Gain Share is a boon to Washington County—and a bane to the rest of the state
The economic implications of the program are too significant to skip a state-mandated sunset review, as would happen if a proposal in the Legislature is approved
Legislative leaders are trying to avoid scheduled analysis in 2023 of a tax provision that sends $16 million a year to Oregon’s richest county, Washington, and almost nothing to the rest of the state. With early renewal, the Gain Share program would escape scrutiny for 14 years – at least until the next scheduled review in 2029.
Gain Share is the payment of state revenue (from income taxes) to cities and counties that grant 15-year partial exemptions from property taxes (primarily on capital equipment) to businesses like wind farms, data centers – and semiconductor makers like Intel. The exemptions are granted under the state’s Strategic Investment Program (SIP), whose purpose is to encourage companies to add good-paying jobs.
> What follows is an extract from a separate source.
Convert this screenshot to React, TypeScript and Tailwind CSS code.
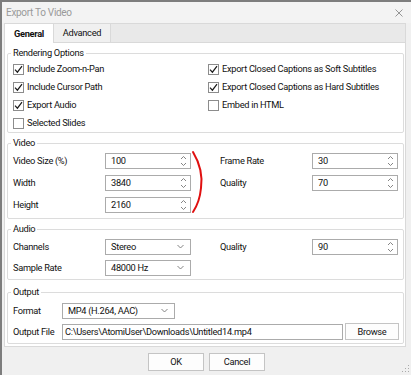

The theory of Gain Share is that employees of SIP companies pay a lot in state income taxes, and so the state should “share” some of its “gain” with the jurisdictions that granted the property tax reductions.
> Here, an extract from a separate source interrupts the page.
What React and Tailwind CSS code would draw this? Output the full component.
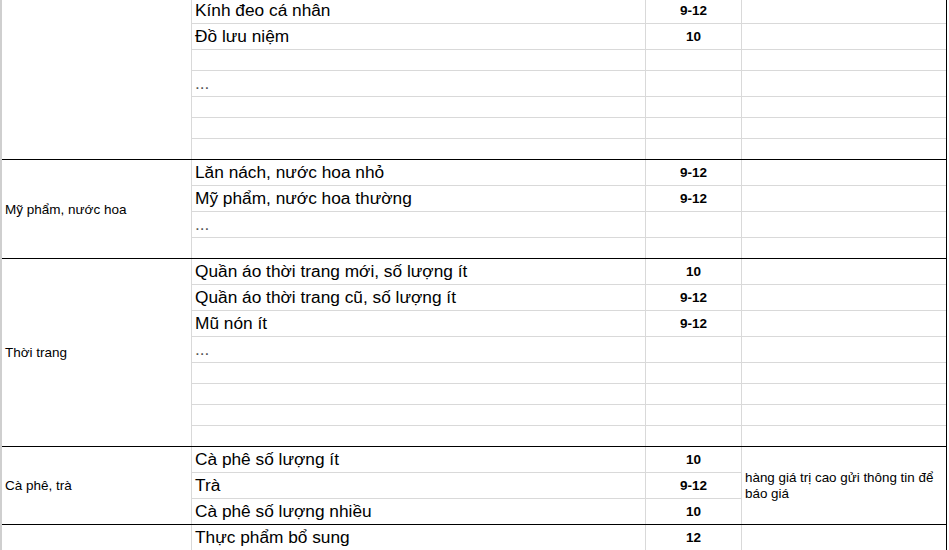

The extension, without the six-year “sunset review” required by state law, is tucked into SB 1524, written in the Senate Finance and Revenue Committee and working its way through the legislature in its feverish final days.
Gain Share is calculated as 50% of new employees’ income tax and 20% of retained employees’ income tax. Those tax receipts are funneled from the state back to the county of the employer. When Washington County’s take rose to $40 million a year in 2015, the Legislature, during its last review of the program, reduced Gain Share’s maximum payout to a county to $16 million.
The program’s total cost is $16.8 million a year; seven counties divide the $800,000 Washington doesn’t get, and 28 counties get nothing.
Advocates of Gain Share say counties receiving the revenue should be compensated for the property tax breaks they give to businesses. Their argument ignores other factors:
Property taxes fund K-12, and because of the way the school funding formula works, property tax exemptions harm school districts across the state
Counties collect from SIP businesses Community Service Fees to offset some of the foregone property tax revenue
Counties collect property taxes from the homes of these generally well-paid employees
Is Gain Share justified? Local governments have produced no documentation of their costs serving SIP businesses. That’s the kind of information one would expect in a review.
The Legislature should examine Gain Share in 2023 and consider whether its benefits outweigh the costs.
Bennett Minton and Jody Wiser are members of Tax Fairness Oregon, a network of volunteers who advocate for a rational and equitable tax code. They have lobbied the Legislature on Gain Share.